— TASK REQUIREMENTS —
Can you write out all the lines word for word, with no pictures?

— INFORMATION PROVIDED —

---

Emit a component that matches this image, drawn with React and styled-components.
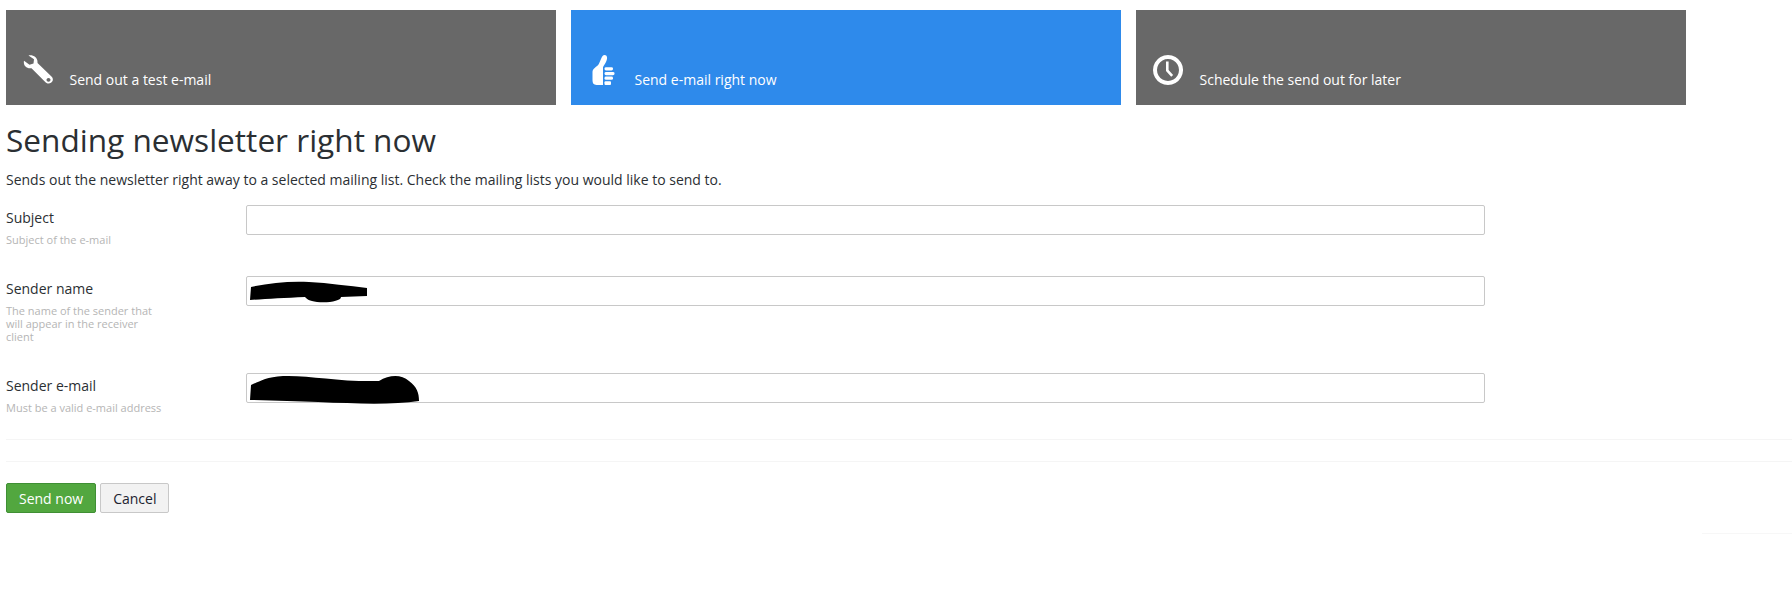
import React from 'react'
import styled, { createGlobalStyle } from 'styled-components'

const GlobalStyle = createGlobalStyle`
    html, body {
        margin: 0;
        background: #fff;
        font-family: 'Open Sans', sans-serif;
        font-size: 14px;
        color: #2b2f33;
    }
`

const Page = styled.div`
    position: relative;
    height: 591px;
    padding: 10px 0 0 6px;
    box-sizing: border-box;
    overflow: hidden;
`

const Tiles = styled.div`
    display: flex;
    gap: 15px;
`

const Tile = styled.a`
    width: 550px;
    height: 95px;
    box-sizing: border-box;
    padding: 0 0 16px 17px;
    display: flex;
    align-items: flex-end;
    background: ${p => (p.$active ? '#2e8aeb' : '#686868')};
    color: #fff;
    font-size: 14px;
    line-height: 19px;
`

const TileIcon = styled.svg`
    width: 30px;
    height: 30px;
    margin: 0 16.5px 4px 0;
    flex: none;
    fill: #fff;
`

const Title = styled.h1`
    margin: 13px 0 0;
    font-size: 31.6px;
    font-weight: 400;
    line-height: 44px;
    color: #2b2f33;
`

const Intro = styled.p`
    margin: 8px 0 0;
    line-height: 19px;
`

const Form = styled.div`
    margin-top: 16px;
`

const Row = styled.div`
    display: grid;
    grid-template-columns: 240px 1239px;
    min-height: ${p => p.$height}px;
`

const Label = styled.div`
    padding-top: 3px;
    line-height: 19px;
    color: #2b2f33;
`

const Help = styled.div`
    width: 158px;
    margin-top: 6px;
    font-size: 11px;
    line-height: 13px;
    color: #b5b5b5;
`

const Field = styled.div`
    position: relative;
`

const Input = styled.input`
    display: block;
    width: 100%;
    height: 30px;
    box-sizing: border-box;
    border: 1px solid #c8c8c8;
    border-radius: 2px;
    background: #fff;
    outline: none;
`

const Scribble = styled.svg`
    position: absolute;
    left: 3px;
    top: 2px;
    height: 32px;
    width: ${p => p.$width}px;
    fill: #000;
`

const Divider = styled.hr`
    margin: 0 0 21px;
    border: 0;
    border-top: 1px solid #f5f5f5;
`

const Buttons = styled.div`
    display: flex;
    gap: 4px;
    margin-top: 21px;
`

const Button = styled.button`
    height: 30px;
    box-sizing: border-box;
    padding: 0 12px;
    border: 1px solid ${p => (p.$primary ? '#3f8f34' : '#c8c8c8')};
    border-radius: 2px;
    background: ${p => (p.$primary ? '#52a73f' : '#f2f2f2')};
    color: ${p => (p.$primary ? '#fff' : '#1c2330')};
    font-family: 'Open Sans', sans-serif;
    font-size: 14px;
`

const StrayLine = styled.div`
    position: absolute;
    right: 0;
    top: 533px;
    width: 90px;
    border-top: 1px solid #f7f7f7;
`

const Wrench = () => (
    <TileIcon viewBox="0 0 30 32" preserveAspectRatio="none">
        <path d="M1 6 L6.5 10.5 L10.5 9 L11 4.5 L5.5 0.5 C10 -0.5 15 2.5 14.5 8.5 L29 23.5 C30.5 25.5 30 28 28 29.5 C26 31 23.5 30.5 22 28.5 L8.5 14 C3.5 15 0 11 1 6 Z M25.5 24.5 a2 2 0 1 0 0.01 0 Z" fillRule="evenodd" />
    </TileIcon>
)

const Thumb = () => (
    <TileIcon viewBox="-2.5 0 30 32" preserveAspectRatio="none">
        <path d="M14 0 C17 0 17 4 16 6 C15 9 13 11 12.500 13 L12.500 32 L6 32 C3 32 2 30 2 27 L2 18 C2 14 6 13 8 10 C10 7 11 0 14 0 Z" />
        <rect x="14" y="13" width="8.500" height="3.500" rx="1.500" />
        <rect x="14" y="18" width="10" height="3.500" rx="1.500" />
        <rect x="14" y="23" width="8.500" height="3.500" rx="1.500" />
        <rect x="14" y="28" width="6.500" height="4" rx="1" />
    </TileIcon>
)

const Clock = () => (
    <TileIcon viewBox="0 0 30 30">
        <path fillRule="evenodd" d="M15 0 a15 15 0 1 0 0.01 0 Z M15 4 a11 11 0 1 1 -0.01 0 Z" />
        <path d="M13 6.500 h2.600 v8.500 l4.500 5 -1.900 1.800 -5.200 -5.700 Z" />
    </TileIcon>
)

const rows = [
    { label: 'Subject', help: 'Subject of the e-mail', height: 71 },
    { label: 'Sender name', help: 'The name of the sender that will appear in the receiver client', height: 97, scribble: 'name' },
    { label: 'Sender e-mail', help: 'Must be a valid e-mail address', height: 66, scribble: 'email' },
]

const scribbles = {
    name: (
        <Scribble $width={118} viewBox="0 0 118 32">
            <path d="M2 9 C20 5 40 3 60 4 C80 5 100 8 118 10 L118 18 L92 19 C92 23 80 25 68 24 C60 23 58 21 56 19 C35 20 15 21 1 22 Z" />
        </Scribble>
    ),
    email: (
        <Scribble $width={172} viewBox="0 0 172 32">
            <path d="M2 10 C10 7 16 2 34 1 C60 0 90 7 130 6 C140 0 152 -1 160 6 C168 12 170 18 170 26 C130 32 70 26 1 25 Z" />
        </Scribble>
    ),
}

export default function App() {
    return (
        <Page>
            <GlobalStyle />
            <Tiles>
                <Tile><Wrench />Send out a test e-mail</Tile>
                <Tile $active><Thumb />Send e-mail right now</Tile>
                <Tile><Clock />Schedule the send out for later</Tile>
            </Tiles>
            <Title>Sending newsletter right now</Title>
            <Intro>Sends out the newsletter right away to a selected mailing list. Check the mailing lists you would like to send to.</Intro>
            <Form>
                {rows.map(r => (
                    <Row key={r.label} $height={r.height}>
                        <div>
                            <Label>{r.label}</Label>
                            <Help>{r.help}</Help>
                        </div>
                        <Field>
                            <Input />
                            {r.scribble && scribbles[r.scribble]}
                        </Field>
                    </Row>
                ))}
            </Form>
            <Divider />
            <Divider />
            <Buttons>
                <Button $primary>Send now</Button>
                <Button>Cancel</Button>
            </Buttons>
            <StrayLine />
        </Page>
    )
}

---

— EXPECTED OUTPUT —
Emit a component that matches this image, drawn with React and styled-components.
import React from 'react'
import styled, { createGlobalStyle } from 'styled-components'

const GlobalStyle = createGlobalStyle`
    html, body {
        margin: 0;
        background: #fff;
        font-family: 'Open Sans', sans-serif;
        font-size: 14px;
        color: #2b2f33;
    }
`

const Page = styled.div`
    position: relative;
    height: 591px;
    padding: 10px 0 0 6px;
    box-sizing: border-box;
    overflow: hidden;
`

const Tiles = styled.div`
    display: flex;
    gap: 15px;
`

const Tile = styled.a`
    width: 550px;
    height: 95px;
    box-sizing: border-box;
    padding: 0 0 16px 17px;
    display: flex;
    align-items: flex-end;
    background: ${p => (p.$active ? '#2e8aeb' : '#686868')};
    color: #fff;
    font-size: 14px;
    line-height: 19px;
`

const TileIcon = styled.svg`
    width: 30px;
    height: 30px;
    margin: 0 16.5px 4px 0;
    flex: none;
    fill: #fff;
`

const Title = styled.h1`
    margin: 13px 0 0;
    font-size: 31.6px;
    font-weight: 400;
    line-height: 44px;
    color: #2b2f33;
`

const Intro = styled.p`
    margin: 8px 0 0;
    line-height: 19px;
`

const Form = styled.div`
    margin-top: 16px;
`

const Row = styled.div`
    display: grid;
    grid-template-columns: 240px 1239px;
    min-height: ${p => p.$height}px;
`

const Label = styled.div`
    padding-top: 3px;
    line-height: 19px;
    color: #2b2f33;
`

const Help = styled.div`
    width: 158px;
    margin-top: 6px;
    font-size: 11px;
    line-height: 13px;
    color: #b5b5b5;
`

const Field = styled.div`
    position: relative;
`

const Input = styled.input`
    display: block;
    width: 100%;
    height: 30px;
    box-sizing: border-box;
    border: 1px solid #c8c8c8;
    border-radius: 2px;
    background: #fff;
    outline: none;
`

const Scribble = styled.svg`
    position: absolute;
    left: 3px;
    top: 2px;
    height: 32px;
    width: ${p => p.$width}px;
    fill: #000;
`

const Divider = styled.hr`
    margin: 0 0 21px;
    border: 0;
    border-top: 1px solid #f5f5f5;
`

const Buttons = styled.div`
    display: flex;
    gap: 4px;
    margin-top: 21px;
`

const Button = styled.button`
    height: 30px;
    box-sizing: border-box;
    padding: 0 12px;
    border: 1px solid ${p => (p.$primary ? '#3f8f34' : '#c8c8c8')};
    border-radius: 2px;
    background: ${p => (p.$primary ? '#52a73f' : '#f2f2f2')};
    color: ${p => (p.$primary ? '#fff' : '#1c2330')};
    font-family: 'Open Sans', sans-serif;
    font-size: 14px;
`

const StrayLine = styled.div`
    position: absolute;
    right: 0;
    top: 533px;
    width: 90px;
    border-top: 1px solid #f7f7f7;
`

const Wrench = () => (
    <TileIcon viewBox="0 0 30 32" preserveAspectRatio="none">
        <path d="M1 6 L6.5 10.5 L10.5 9 L11 4.5 L5.5 0.5 C10 -0.5 15 2.5 14.5 8.5 L29 23.5 C30.5 25.5 30 28 28 29.5 C26 31 23.5 30.5 22 28.5 L8.5 14 C3.5 15 0 11 1 6 Z M25.5 24.5 a2 2 0 1 0 0.01 0 Z" fillRule="evenodd" />
    </TileIcon>
)

const Thumb = () => (
    <TileIcon viewBox="-2.5 0 30 32" preserveAspectRatio="none">
        <path d="M14 0 C17 0 17 4 16 6 C15 9 13 11 12.500 13 L12.500 32 L6 32 C3 32 2 30 2 27 L2 18 C2 14 6 13 8 10 C10 7 11 0 14 0 Z" />
        <rect x="14" y="13" width="8.500" height="3.500" rx="1.500" />
        <rect x="14" y="18" width="10" height="3.500" rx="1.500" />
        <rect x="14" y="23" width="8.500" height="3.500" rx="1.500" />
        <rect x="14" y="28" width="6.500" height="4" rx="1" />
    </TileIcon>
)

const Clock = () => (
    <TileIcon viewBox="0 0 30 30">
        <path fillRule="evenodd" d="M15 0 a15 15 0 1 0 0.01 0 Z M15 4 a11 11 0 1 1 -0.01 0 Z" />
        <path d="M13 6.500 h2.600 v8.500 l4.500 5 -1.900 1.800 -5.200 -5.700 Z" />
    </TileIcon>
)

const rows = [
    { label: 'Subject', help: 'Subject of the e-mail', height: 71 },
    { label: 'Sender name', help: 'The name of the sender that will appear in the receiver client', height: 97, scribble: 'name' },
    { label: 'Sender e-mail', help: 'Must be a valid e-mail address', height: 66, scribble: 'email' },
]

const scribbles = {
    name: (
        <Scribble $width={118} viewBox="0 0 118 32">
            <path d="M2 9 C20 5 40 3 60 4 C80 5 100 8 118 10 L118 18 L92 19 C92 23 80 25 68 24 C60 23 58 21 56 19 C35 20 15 21 1 22 Z" />
        </Scribble>
    ),
    email: (
        <Scribble $width={172} viewBox="0 0 172 32">
            <path d="M2 10 C10 7 16 2 34 1 C60 0 90 7 130 6 C140 0 152 -1 160 6 C168 12 170 18 170 26 C130 32 70 26 1 25 Z" />
        </Scribble>
    ),
}

export default function App() {
    return (
        <Page>
            <GlobalStyle />
            <Tiles>
                <Tile><Wrench />Send out a test e-mail</Tile>
                <Tile $active><Thumb />Send e-mail right now</Tile>
                <Tile><Clock />Schedule the send out for later</Tile>
            </Tiles>
            <Title>Sending newsletter right now</Title>
            <Intro>Sends out the newsletter right away to a selected mailing list. Check the mailing lists you would like to send to.</Intro>
            <Form>
                {rows.map(r => (
                    <Row key={r.label} $height={r.height}>
                        <div>
                            <Label>{r.label}</Label>
                            <Help>{r.help}</Help>
                        </div>
                        <Field>
                            <Input />
                            {r.scribble && scribbles[r.scribble]}
                        </Field>
                    </Row>
                ))}
            </Form>
            <Divider />
            <Divider />
            <Buttons>
                <Button $primary>Send now</Button>
                <Button>Cancel</Button>
            </Buttons>
            <StrayLine />
        </Page>
    )
}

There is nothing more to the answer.